- **WHAT IS ASKED**
Without including any pictures, write out the listing below exactly.
>> START
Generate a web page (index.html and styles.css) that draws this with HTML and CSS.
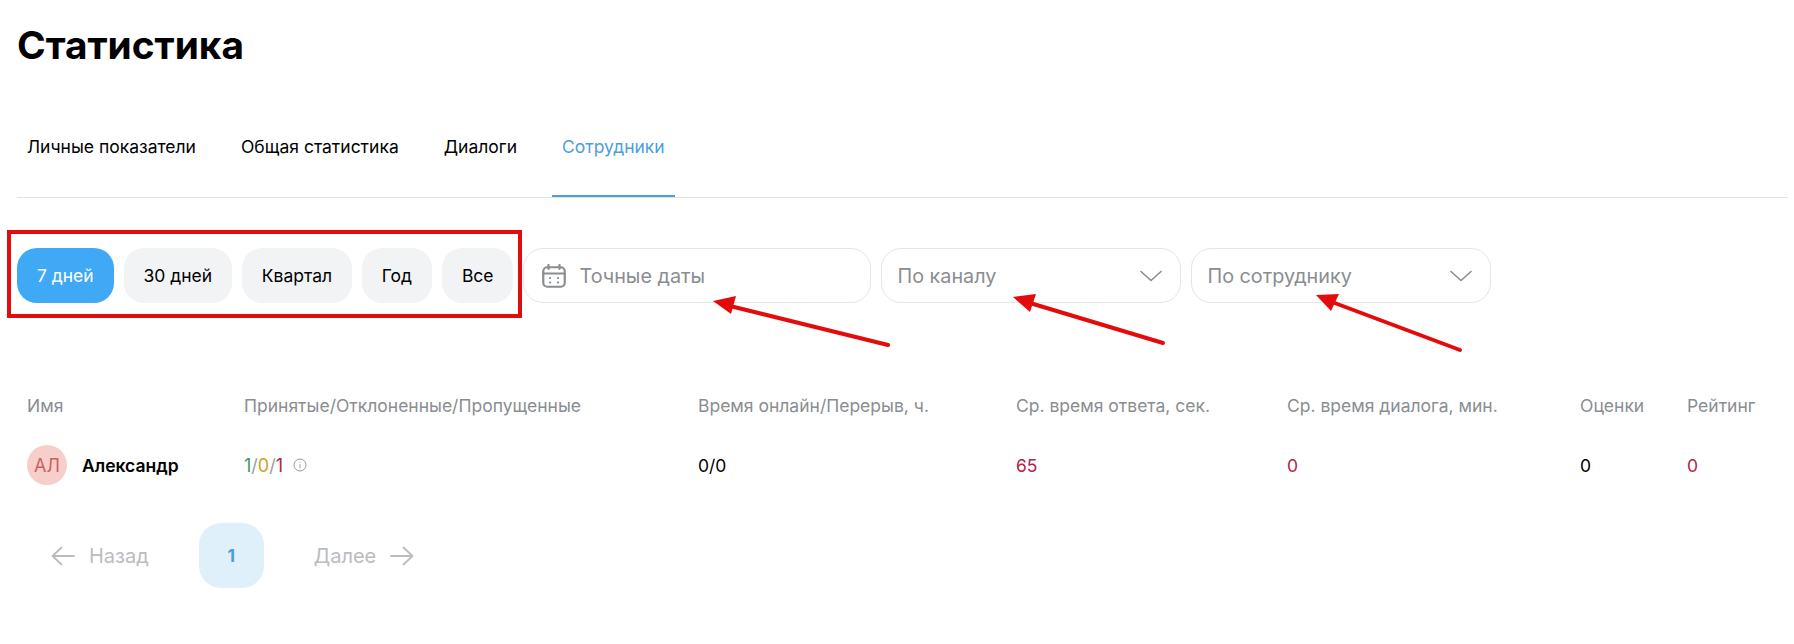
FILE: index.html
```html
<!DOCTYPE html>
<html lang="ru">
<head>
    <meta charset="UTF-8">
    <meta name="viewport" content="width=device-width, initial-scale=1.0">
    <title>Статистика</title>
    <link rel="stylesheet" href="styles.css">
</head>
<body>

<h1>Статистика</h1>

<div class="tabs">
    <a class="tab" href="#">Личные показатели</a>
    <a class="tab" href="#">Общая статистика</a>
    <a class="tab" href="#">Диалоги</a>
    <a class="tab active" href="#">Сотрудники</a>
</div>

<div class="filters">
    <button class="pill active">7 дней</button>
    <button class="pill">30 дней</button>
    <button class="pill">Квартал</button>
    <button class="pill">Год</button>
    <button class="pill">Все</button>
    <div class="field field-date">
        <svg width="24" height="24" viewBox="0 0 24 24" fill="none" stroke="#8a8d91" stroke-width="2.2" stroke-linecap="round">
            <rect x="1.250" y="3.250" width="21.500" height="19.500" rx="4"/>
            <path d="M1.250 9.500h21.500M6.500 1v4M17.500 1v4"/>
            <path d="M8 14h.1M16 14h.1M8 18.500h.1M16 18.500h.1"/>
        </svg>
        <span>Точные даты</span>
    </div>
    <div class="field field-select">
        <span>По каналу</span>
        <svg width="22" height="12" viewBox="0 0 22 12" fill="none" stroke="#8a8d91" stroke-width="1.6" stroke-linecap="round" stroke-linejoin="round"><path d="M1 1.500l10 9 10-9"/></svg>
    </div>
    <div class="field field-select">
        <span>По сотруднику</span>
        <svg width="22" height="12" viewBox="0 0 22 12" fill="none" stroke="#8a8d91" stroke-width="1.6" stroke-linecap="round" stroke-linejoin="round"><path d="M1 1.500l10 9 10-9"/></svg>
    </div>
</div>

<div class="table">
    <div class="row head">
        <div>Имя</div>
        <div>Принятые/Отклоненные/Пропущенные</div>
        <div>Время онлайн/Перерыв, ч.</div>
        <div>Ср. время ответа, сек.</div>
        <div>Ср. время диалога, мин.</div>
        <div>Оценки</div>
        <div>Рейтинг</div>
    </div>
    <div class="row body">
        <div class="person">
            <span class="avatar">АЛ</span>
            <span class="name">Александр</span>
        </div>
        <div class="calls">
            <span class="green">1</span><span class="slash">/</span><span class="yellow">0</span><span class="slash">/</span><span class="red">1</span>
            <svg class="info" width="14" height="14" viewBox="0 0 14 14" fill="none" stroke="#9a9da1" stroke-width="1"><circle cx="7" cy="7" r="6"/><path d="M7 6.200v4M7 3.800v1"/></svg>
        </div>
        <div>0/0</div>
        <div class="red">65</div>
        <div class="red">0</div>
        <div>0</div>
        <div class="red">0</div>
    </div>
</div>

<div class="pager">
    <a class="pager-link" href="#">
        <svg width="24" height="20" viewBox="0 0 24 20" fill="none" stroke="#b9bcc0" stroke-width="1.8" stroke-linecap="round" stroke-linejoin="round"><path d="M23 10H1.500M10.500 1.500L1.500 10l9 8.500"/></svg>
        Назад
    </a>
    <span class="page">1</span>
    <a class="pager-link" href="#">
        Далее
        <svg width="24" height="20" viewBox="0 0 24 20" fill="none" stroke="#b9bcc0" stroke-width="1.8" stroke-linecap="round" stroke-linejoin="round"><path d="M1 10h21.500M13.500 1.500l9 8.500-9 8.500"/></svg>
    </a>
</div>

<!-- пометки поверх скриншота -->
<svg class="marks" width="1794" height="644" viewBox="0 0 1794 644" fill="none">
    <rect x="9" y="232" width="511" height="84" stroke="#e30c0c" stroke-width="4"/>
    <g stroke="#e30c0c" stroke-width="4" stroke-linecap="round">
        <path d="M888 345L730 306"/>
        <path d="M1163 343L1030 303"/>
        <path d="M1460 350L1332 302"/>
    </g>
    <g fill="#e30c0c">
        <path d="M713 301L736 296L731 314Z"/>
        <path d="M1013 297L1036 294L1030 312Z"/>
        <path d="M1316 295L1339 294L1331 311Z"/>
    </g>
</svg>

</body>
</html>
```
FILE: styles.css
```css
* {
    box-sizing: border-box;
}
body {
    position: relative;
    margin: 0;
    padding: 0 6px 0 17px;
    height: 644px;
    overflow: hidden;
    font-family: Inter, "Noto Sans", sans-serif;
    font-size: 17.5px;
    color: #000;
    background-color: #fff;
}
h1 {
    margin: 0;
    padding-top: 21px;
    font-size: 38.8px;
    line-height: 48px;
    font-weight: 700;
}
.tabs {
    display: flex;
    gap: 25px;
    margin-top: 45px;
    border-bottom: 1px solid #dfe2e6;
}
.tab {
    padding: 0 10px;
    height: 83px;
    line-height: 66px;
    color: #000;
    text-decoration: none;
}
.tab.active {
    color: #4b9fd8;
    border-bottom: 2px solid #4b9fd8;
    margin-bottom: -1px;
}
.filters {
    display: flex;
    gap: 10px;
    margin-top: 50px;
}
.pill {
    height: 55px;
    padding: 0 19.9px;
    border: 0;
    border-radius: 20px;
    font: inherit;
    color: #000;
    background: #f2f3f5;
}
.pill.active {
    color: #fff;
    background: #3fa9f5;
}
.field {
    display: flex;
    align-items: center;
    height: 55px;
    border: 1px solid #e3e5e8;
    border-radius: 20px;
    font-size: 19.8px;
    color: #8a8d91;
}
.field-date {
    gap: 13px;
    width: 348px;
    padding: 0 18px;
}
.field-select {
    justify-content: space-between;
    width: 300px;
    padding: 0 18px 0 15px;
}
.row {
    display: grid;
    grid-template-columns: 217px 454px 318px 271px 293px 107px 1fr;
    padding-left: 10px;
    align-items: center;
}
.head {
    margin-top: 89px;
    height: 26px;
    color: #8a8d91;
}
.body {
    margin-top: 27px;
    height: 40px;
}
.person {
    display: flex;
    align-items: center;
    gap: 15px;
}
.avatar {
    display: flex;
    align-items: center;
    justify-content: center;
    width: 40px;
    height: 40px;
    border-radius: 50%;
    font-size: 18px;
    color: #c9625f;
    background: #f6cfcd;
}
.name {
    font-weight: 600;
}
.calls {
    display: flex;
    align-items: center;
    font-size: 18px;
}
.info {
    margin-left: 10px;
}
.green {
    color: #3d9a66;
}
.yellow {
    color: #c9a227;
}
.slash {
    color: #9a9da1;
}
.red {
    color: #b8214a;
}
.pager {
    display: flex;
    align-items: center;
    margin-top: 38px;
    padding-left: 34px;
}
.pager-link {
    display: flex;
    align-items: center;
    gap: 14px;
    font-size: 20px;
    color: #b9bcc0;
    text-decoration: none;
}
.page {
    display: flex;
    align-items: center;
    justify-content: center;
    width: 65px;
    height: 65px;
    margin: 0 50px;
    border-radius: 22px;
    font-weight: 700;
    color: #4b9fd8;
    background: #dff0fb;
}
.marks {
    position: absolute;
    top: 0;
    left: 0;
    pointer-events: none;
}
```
>> END
- **WRITTEN SOLUTION**
Generate a web page (index.html and styles.css) that draws this with HTML and CSS.
FILE: index.html
```html
<!DOCTYPE html>
<html lang="ru">
<head>
    <meta charset="UTF-8">
    <meta name="viewport" content="width=device-width, initial-scale=1.0">
    <title>Статистика</title>
    <link rel="stylesheet" href="styles.css">
</head>
<body>

<h1>Статистика</h1>

<div class="tabs">
    <a class="tab" href="#">Личные показатели</a>
    <a class="tab" href="#">Общая статистика</a>
    <a class="tab" href="#">Диалоги</a>
    <a class="tab active" href="#">Сотрудники</a>
</div>

<div class="filters">
    <button class="pill active">7 дней</button>
    <button class="pill">30 дней</button>
    <button class="pill">Квартал</button>
    <button class="pill">Год</button>
    <button class="pill">Все</button>
    <div class="field field-date">
        <svg width="24" height="24" viewBox="0 0 24 24" fill="none" stroke="#8a8d91" stroke-width="2.2" stroke-linecap="round">
            <rect x="1.250" y="3.250" width="21.500" height="19.500" rx="4"/>
            <path d="M1.250 9.500h21.500M6.500 1v4M17.500 1v4"/>
            <path d="M8 14h.1M16 14h.1M8 18.500h.1M16 18.500h.1"/>
        </svg>
        <span>Точные даты</span>
    </div>
    <div class="field field-select">
        <span>По каналу</span>
        <svg width="22" height="12" viewBox="0 0 22 12" fill="none" stroke="#8a8d91" stroke-width="1.6" stroke-linecap="round" stroke-linejoin="round"><path d="M1 1.500l10 9 10-9"/></svg>
    </div>
    <div class="field field-select">
        <span>По сотруднику</span>
        <svg width="22" height="12" viewBox="0 0 22 12" fill="none" stroke="#8a8d91" stroke-width="1.6" stroke-linecap="round" stroke-linejoin="round"><path d="M1 1.500l10 9 10-9"/></svg>
    </div>
</div>

<div class="table">
    <div class="row head">
        <div>Имя</div>
        <div>Принятые/Отклоненные/Пропущенные</div>
        <div>Время онлайн/Перерыв, ч.</div>
        <div>Ср. время ответа, сек.</div>
        <div>Ср. время диалога, мин.</div>
        <div>Оценки</div>
        <div>Рейтинг</div>
    </div>
    <div class="row body">
        <div class="person">
            <span class="avatar">АЛ</span>
            <span class="name">Александр</span>
        </div>
        <div class="calls">
            <span class="green">1</span><span class="slash">/</span><span class="yellow">0</span><span class="slash">/</span><span class="red">1</span>
            <svg class="info" width="14" height="14" viewBox="0 0 14 14" fill="none" stroke="#9a9da1" stroke-width="1"><circle cx="7" cy="7" r="6"/><path d="M7 6.200v4M7 3.800v1"/></svg>
        </div>
        <div>0/0</div>
        <div class="red">65</div>
        <div class="red">0</div>
        <div>0</div>
        <div class="red">0</div>
    </div>
</div>

<div class="pager">
    <a class="pager-link" href="#">
        <svg width="24" height="20" viewBox="0 0 24 20" fill="none" stroke="#b9bcc0" stroke-width="1.8" stroke-linecap="round" stroke-linejoin="round"><path d="M23 10H1.500M10.500 1.500L1.500 10l9 8.500"/></svg>
        Назад
    </a>
    <span class="page">1</span>
    <a class="pager-link" href="#">
        Далее
        <svg width="24" height="20" viewBox="0 0 24 20" fill="none" stroke="#b9bcc0" stroke-width="1.8" stroke-linecap="round" stroke-linejoin="round"><path d="M1 10h21.500M13.500 1.500l9 8.500-9 8.500"/></svg>
    </a>
</div>

<!-- пометки поверх скриншота -->
<svg class="marks" width="1794" height="644" viewBox="0 0 1794 644" fill="none">
    <rect x="9" y="232" width="511" height="84" stroke="#e30c0c" stroke-width="4"/>
    <g stroke="#e30c0c" stroke-width="4" stroke-linecap="round">
        <path d="M888 345L730 306"/>
        <path d="M1163 343L1030 303"/>
        <path d="M1460 350L1332 302"/>
    </g>
    <g fill="#e30c0c">
        <path d="M713 301L736 296L731 314Z"/>
        <path d="M1013 297L1036 294L1030 312Z"/>
        <path d="M1316 295L1339 294L1331 311Z"/>
    </g>
</svg>

</body>
</html>
```
FILE: styles.css
```css
* {
    box-sizing: border-box;
}
body {
    position: relative;
    margin: 0;
    padding: 0 6px 0 17px;
    height: 644px;
    overflow: hidden;
    font-family: Inter, "Noto Sans", sans-serif;
    font-size: 17.5px;
    color: #000;
    background-color: #fff;
}
h1 {
    margin: 0;
    padding-top: 21px;
    font-size: 38.8px;
    line-height: 48px;
    font-weight: 700;
}
.tabs {
    display: flex;
    gap: 25px;
    margin-top: 45px;
    border-bottom: 1px solid #dfe2e6;
}
.tab {
    padding: 0 10px;
    height: 83px;
    line-height: 66px;
    color: #000;
    text-decoration: none;
}
.tab.active {
    color: #4b9fd8;
    border-bottom: 2px solid #4b9fd8;
    margin-bottom: -1px;
}
.filters {
    display: flex;
    gap: 10px;
    margin-top: 50px;
}
.pill {
    height: 55px;
    padding: 0 19.9px;
    border: 0;
    border-radius: 20px;
    font: inherit;
    color: #000;
    background: #f2f3f5;
}
.pill.active {
    color: #fff;
    background: #3fa9f5;
}
.field {
    display: flex;
    align-items: center;
    height: 55px;
    border: 1px solid #e3e5e8;
    border-radius: 20px;
    font-size: 19.8px;
    color: #8a8d91;
}
.field-date {
    gap: 13px;
    width: 348px;
    padding: 0 18px;
}
.field-select {
    justify-content: space-between;
    width: 300px;
    padding: 0 18px 0 15px;
}
.row {
    display: grid;
    grid-template-columns: 217px 454px 318px 271px 293px 107px 1fr;
    padding-left: 10px;
    align-items: center;
}
.head {
    margin-top: 89px;
    height: 26px;
    color: #8a8d91;
}
.body {
    margin-top: 27px;
    height: 40px;
}
.person {
    display: flex;
    align-items: center;
    gap: 15px;
}
.avatar {
    display: flex;
    align-items: center;
    justify-content: center;
    width: 40px;
    height: 40px;
    border-radius: 50%;
    font-size: 18px;
    color: #c9625f;
    background: #f6cfcd;
}
.name {
    font-weight: 600;
}
.calls {
    display: flex;
    align-items: center;
    font-size: 18px;
}
.info {
    margin-left: 10px;
}
.green {
    color: #3d9a66;
}
.yellow {
    color: #c9a227;
}
.slash {
    color: #9a9da1;
}
.red {
    color: #b8214a;
}
.pager {
    display: flex;
    align-items: center;
    margin-top: 38px;
    padding-left: 34px;
}
.pager-link {
    display: flex;
    align-items: center;
    gap: 14px;
    font-size: 20px;
    color: #b9bcc0;
    text-decoration: none;
}
.page {
    display: flex;
    align-items: center;
    justify-content: center;
    width: 65px;
    height: 65px;
    margin: 0 50px;
    border-radius: 22px;
    font-weight: 700;
    color: #4b9fd8;
    background: #dff0fb;
}
.marks {
    position: absolute;
    top: 0;
    left: 0;
    pointer-events: none;
}
```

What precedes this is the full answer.